== Supplied data

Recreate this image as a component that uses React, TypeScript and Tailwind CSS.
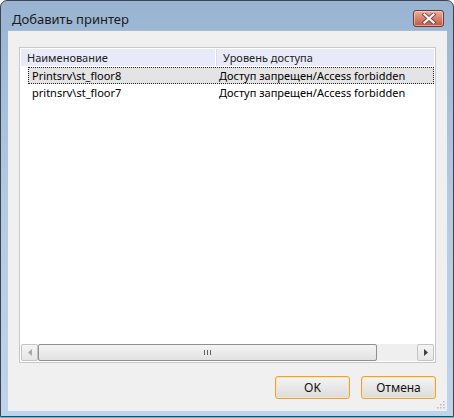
import React from "react";

const font = { fontFamily: '"Noto Sans", "Open Sans", sans-serif' };

function CloseButton() {
  return (
    <div className="w-[31px] h-[17px] rounded-[3px] border border-[#6a3a34] bg-gradient-to-b from-[#e9b0a4] via-[#d6826f] to-[#c0553e] flex items-center justify-center shadow-[inset_0_0_0_1px_rgba(255,225,215,0.55)]">
      <svg width="14" height="11" viewBox="0 0 14 11">
        <path d="M2.5 1.5 L11.5 9.5 M11.5 1.5 L2.5 9.5" stroke="#7a4a44" strokeWidth="4" strokeLinecap="square" />
        <path d="M2.5 1.5 L11.5 9.5 M11.5 1.5 L2.5 9.5" stroke="#f4f4f4" strokeWidth="2.2" strokeLinecap="square" />
      </svg>
    </div>
  );
}

function ArrowBtn({ dir }: { dir: "l" | "r" }) {
  return (
    <div className="w-[17px] h-[17px] shrink-0 rounded-[2px] border border-[#c4c4c4] bg-gradient-to-b from-[#f4f4f4] to-[#e6e6e6] flex items-center justify-center">
      <svg width="4" height="7" viewBox="0 0 4 7">
        {dir === "l" ? (
          <path d="M4 0 L0 3.5 L4 7 Z" fill="#a8a8a8" />
        ) : (
          <path d="M0 0 L4 3.5 L0 7 Z" fill="#404040" />
        )}
      </svg>
    </div>
  );
}

export default function App() {
  return (
    <div className="w-[454px] h-[418px] bg-white" style={font}>
      <div className="w-full h-[417px] rounded-t-[7px] border border-[#3d4450] bg-gradient-to-b from-[#99b4d1] via-[#b4cbe4] to-[#bfd4ec] flex flex-col pl-[7px] pr-[6px] pb-[5px] shadow-[0_1px_0_#2fd0e8]">
        <div className="h-[29px] flex items-start shrink-0">
          <div className="pl-[4px] pt-[10px] text-[13px] leading-[17px] text-[#1a1a1a]">Добавить принтер</div>
          <div className="ml-auto mr-[3px] mt-[9px]">
            <CloseButton />
          </div>
        </div>
        <div className="flex-1 bg-[#f0f0f0] border-t border-[#a9bdd4] flex flex-col px-[11px] pt-[16px] relative">
          <div className="h-[316px] border border-[#c8c8c8] bg-white p-[1px] flex flex-col">
            <div className="h-[18px] flex bg-[#e9eaf9] border-b border-white text-[11px] leading-[17px] text-[#222]">
              <div className="w-[195px] pl-[6px] border-r border-[#ffffff]">Наименование</div>
              <div className="flex-1 pl-[6px] border-l border-[#dcdce8]">Уровень доступа</div>
            </div>
            <div className="flex-1 flex flex-col text-[11px] leading-[16px] text-black">
              <div className="h-[17px] flex ml-[7px] bg-[#e4e4e4] border border-dotted border-[#202020]">
                <div className="w-[187px] pl-[3px]">Printsrv\st_floor8</div>
                <div className="flex-1 pl-[3px]">Доступ запрещен/Access forbidden</div>
              </div>
              <div className="h-[17px] flex ml-[7px] border border-transparent">
                <div className="w-[187px] pl-[3px]">pritnsrv\st_floor7</div>
                <div className="flex-1 pl-[3px]">Доступ запрещен/Access forbidden</div>
              </div>
            </div>
            <div className="h-[17px] flex bg-[#efefef]">
              <ArrowBtn dir="l" />
              <div className="w-[339px] h-[17px] rounded-[2px] border border-[#8f8f8f] bg-gradient-to-b from-[#f4f4f4] to-[#e2e2e2] flex items-center justify-center gap-[2px]">
                <div className="w-px h-[5px] bg-[#606060]" />
                <div className="w-px h-[5px] bg-[#606060]" />
                <div className="w-px h-[5px] bg-[#606060]" />
              </div>
              <div className="flex-1" />
              <ArrowBtn dir="r" />
            </div>
          </div>
          <div className="flex justify-end gap-[11px] mt-[13px]">
            <button className="w-[75px] h-[23px] rounded-[3px] border border-[#e8a23c] bg-gradient-to-b from-[#f4f4f4] to-[#dcdcdc] text-[12px] text-[#111] shadow-[inset_0_0_0_1px_#fbe3b4]">OK</button>
            <button className="w-[75px] h-[23px] rounded-[3px] border border-[#e8a23c] bg-gradient-to-b from-[#f4f4f4] to-[#dcdcdc] text-[12px] text-[#111] shadow-[inset_0_0_0_1px_#fbe3b4]">Отмена</button>
          </div>
          <svg className="absolute right-[2px] bottom-[2px]" width="9" height="9" viewBox="0 0 9 9">
            {[[7, 1], [4, 4], [7, 4], [1, 7], [4, 7], [7, 7]].map(([x, y], i) => (
              <rect key={i} x={x} y={y} width="1.5" height="1.5" fill="#b8b8b8" />
            ))}
          </svg>
        </div>
      </div>
    </div>
  );
}
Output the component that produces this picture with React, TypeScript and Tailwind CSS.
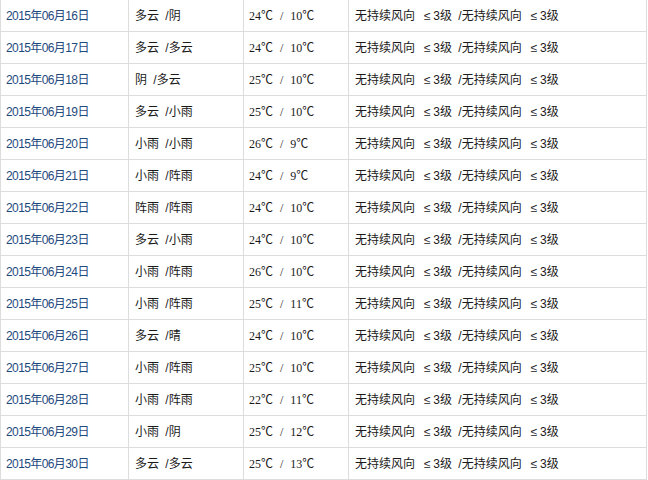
import React from "react";

const rows: [string, string, string, string][] = [
  ["16", "多云 /阴", "24", "10"],
  ["17", "多云 /多云", "24", "10"],
  ["18", "阴 /多云", "25", "10"],
  ["19", "多云 /小雨", "25", "10"],
  ["20", "小雨 /小雨", "26", "9"],
  ["21", "小雨 /阵雨", "24", "9"],
  ["22", "阵雨 /阵雨", "24", "10"],
  ["23", "多云 /小雨", "24", "10"],
  ["24", "小雨 /阵雨", "26", "10"],
  ["25", "小雨 /阵雨", "25", "11"],
  ["26", "多云 /晴", "24", "10"],
  ["27", "小雨 /阵雨", "25", "10"],
  ["28", "小雨 /阵雨", "22", "11"],
  ["29", "小雨 /阴", "25", "12"],
  ["30", "多云 /多云", "25", "13"],
];

function Le() {
  return <span className="inline-block w-[12px] text-center">≤</span>;
}

export default function App() {
  return (
    <div
      className="w-[648px] h-[480px] overflow-hidden bg-white text-[12px] text-[#1a1a1a]"
      style={{ fontFamily: '"Liberation Sans", "Noto Sans CJK SC", sans-serif' }}
    >
      <div className="w-[647px] border-l border-[#dddddd]">
        {rows.map(([d, w, hi, lo]) => (
          <div
            key={d}
            className="grid grid-cols-[128px_115px_105px_298px] h-[32px] border-b border-[#dddddd]"
          >
            <div className="border-r border-[#dddddd] flex items-center pl-[5px] text-[#1e4a7e] tracking-[-0.6px]">
              2015年06月{d}日
            </div>
            <div className="border-r border-[#dddddd] flex items-center pl-[6px] whitespace-pre [word-spacing:3px]">
              {w}
            </div>
            <div
              className="border-r border-[#dddddd] flex items-center pl-[5px] whitespace-pre [word-spacing:4px]"
              style={{ fontFamily: '"Liberation Serif", "Noto Sans CJK SC", serif' }}
            >
              {hi}℃ / {lo}℃
            </div>
            <div className="border-r border-[#dddddd] flex items-center pl-[6px] whitespace-pre [word-spacing:3px]">
              <span>
                无持续风向 <Le />3级 /无持续风向 <Le />3级
              </span>
            </div>
          </div>
        ))}
      </div>
    </div>
  );
}
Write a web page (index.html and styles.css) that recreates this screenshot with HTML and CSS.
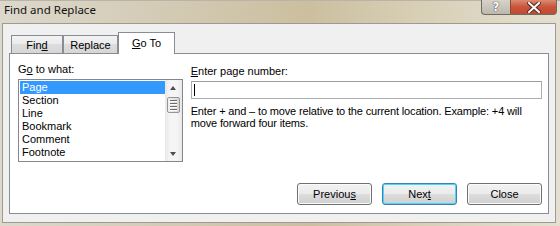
FILE: index.html
```html
<!DOCTYPE html>
<html lang="en">
<head>
  <meta charset="UTF-8" />
  <title>Find and Replace</title>
  <link rel="stylesheet" href="styles.css">
</head>
<body>
  <div class="window">
    <div class="titlebar">
      <div class="title">Find and Replace</div>
      <div class="caption-btns">
        <div class="cap-btn help">?</div>
        <div class="cap-btn close">
          <svg width="14" height="11" viewBox="0 0 14 11">
            <path d="M2 1 L12 10 M12 1 L2 10" stroke="#5a2a22" stroke-width="4" stroke-linecap="square"/>
            <path d="M2 1 L12 10 M12 1 L2 10" stroke="#ffffff" stroke-width="2" stroke-linecap="square"/>
          </svg>
        </div>
      </div>
    </div>

    <div class="client">
      <div class="tabs">
        <div class="tab">Fin<u>d</u></div>
        <div class="tab tab-wide">Replace</div>
        <div class="tab active"><u>G</u>o To</div>
      </div>

      <div class="panel">
        <div class="row">
          <div class="col-left">
            <div class="label">G<u>o</u> to what:</div>
            <div class="listbox">
              <div class="items">
                <div class="item selected">Page</div>
                <div class="item">Section</div>
                <div class="item">Line</div>
                <div class="item">Bookmark</div>
                <div class="item">Comment</div>
                <div class="item">Footnote</div>
              </div>
              <div class="scrollbar">
                <div class="arrow up"></div>
                <div class="thumb"><span></span><span></span><span></span><span></span></div>
                <div class="track"></div>
                <div class="arrow down"></div>
              </div>
            </div>
          </div>
          <div class="col-right">
            <div class="label"><u>E</u>nter page number:</div>
            <div class="input"><span class="caret"></span></div>
            <div class="help-text">Enter + and &ndash; to move relative to the current location. Example: +4 will move forward four items.</div>
          </div>
        </div>

        <div class="buttons">
          <button class="btn">Previou<u>s</u></button>
          <button class="btn default">Nex<u>t</u></button>
          <button class="btn">Close</button>
        </div>
      </div>
    </div>
  </div>
</body>
</html>
```

FILE: styles.css
```css
body {
  margin: 0;
  width: 560px;
  height: 226px;
  overflow: hidden;
  font-family: "Liberation Sans", Arial, sans-serif;
  font-size: 11px;
  color: #000;
}

.window {
  display: flex;
  flex-direction: column;
  height: 226px;
  background: linear-gradient(90deg, #dcd8cc 0%, #d2c8b0 35%, #cbbf9f 55%, #d8cfb6 75%, #e4dfd0 100%);
}

.titlebar {
  height: 23px;
  display: flex;
  justify-content: space-between;
  align-items: flex-start;
  padding: 0 3px 0 4px;
  border-top: 1px solid #b9b4a8;
  box-sizing: border-box;
}

.title {
  font-family: "Noto Sans", "Liberation Sans", sans-serif;
  font-size: 11.5px;
  line-height: 20px;
  margin-top: -1px;
  color: #111;
}

.caption-btns {
  display: flex;
  margin-top: -1px;
}

.cap-btn {
  height: 15px;
  display: flex;
  align-items: center;
  justify-content: center;
  box-sizing: border-box;
  border: 1px solid #6f6b62;
  border-top: none;
}

.help {
  width: 29px;
  border-radius: 0 0 0 4px;
  border-right: none;
  background: linear-gradient(#d7d3c8, #bdb8ad);
  color: #fff;
  font-family: "DejaVu Sans", sans-serif;
  font-weight: bold;
  font-size: 12px;
  line-height: 13px;
  text-shadow: 0 0 1px #333, 0 0 1px #333;
}

.close {
  width: 47px;
  border-radius: 0 0 4px 0;
  background: linear-gradient(#dc8a72, #c8553b 50%, #c14a33);
  border-left: 1px solid #8c4a30;
}

.client {
  flex: 1;
  margin: 0 4px 3px 2px;
  border: 1px solid #9d9a92;
  background: #f0f0f0;
  padding: 8px 6px 8px 6px;
  display: flex;
  flex-direction: column;
}

.tabs {
  display: flex;
  align-items: flex-end;
  height: 21px;
  padding-left: 2px;
}

.tab {
  width: 52px;
  height: 18px;
  box-sizing: border-box;
  border: 1px solid #898c95;
  border-bottom: none;
  background: linear-gradient(#f3f3f3, #ebebeb 45%, #dddddd 50%, #d6d6d6);
  text-align: center;
  line-height: 18px;
}

.tab-wide {
  width: 55px;
}

.active {
  width: 57px;
  height: 22px;
  margin-bottom: -1px;
  background: #fff;
  line-height: 20px;
  position: relative;
  z-index: 1;
}

.panel {
  flex: 1;
  background: #fff;
  border: 1px solid #898c95;
  padding: 9px 6px 8px 8px;
  display: flex;
  flex-direction: column;
}

.row {
  display: flex;
  gap: 8px;
}

.col-left {
  width: 165px;
}

.col-right {
  width: 352px;
  padding-top: 2px;
}

.label {
  line-height: 13px;
  margin-bottom: 3px;
}

.listbox {
  height: 83px;
  box-sizing: border-box;
  border: 1px solid #828790;
  display: flex;
  padding: 1px 0 1px 1px;
}

.items {
  flex: 1;
}

.item {
  height: 13px;
  line-height: 13px;
  padding-left: 2px;
}

.selected {
  background: #3399ff;
  color: #fff;
}

.scrollbar {
  width: 17px;
  margin-top: -1px;
  margin-bottom: -1px;
  display: flex;
  flex-direction: column;
  align-items: center;
  background: linear-gradient(90deg, #e8e8e8, #f5f5f5 30%, #f5f5f5 70%, #e8e8e8);
}

.arrow {
  width: 17px;
  height: 17px;
  position: relative;
}

.arrow::after {
  content: "";
  position: absolute;
  left: 5px;
  width: 0;
  height: 0;
  border-left: 3px solid transparent;
  border-right: 3px solid transparent;
}

.up::after {
  top: 6px;
  border-bottom: 4px solid #4d4d4d;
}

.down::after {
  top: 8px;
  border-top: 4px solid #4d4d4d;
}

.thumb {
  width: 13px;
  height: 16px;
  box-sizing: border-box;
  border: 1px solid #959595;
  border-radius: 2px;
  background: linear-gradient(90deg, #f2f2f2, #e4e4e4 50%, #d6d6d6);
  display: flex;
  flex-direction: column;
  align-items: center;
  justify-content: center;
  gap: 1px;
}

.thumb span {
  width: 7px;
  height: 1px;
  background: #6c6c6c;
  border-bottom: 1px solid #fff;
}

.track {
  flex: 1;
}

.input {
  height: 18px;
  box-sizing: border-box;
  border: 1px solid #abadb3;
  border-top-color: #9b9da3;
  position: relative;
}

.caret {
  position: absolute;
  left: 2px;
  top: 2px;
  width: 1px;
  height: 12px;
  background: #000;
}

.help-text {
  margin-top: 6px;
  line-height: 12px;
  letter-spacing: -0.15px;
}

.buttons {
  margin-top: auto;
  display: flex;
  justify-content: flex-end;
  gap: 10px;
}

.btn {
  width: 75px;
  height: 22px;
  font-family: "Liberation Sans", Arial, sans-serif;
  font-size: 11px;
  color: #000;
  border: 1px solid #707070;
  border-radius: 3px;
  background: linear-gradient(#f2f2f2, #ebebeb 48%, #dddddd 52%, #cfcfcf);
  box-shadow: inset 0 0 0 1px #fbfbfb;
  padding: 0;
}

.default {
  border-color: #3c7fb1;
  box-shadow: inset 0 0 0 1px #48d6fb;
}
```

====

- **Given exercise**:
Look through the records above and report how many lines hold the word "this", giving only the number.

- **Right answer**:
3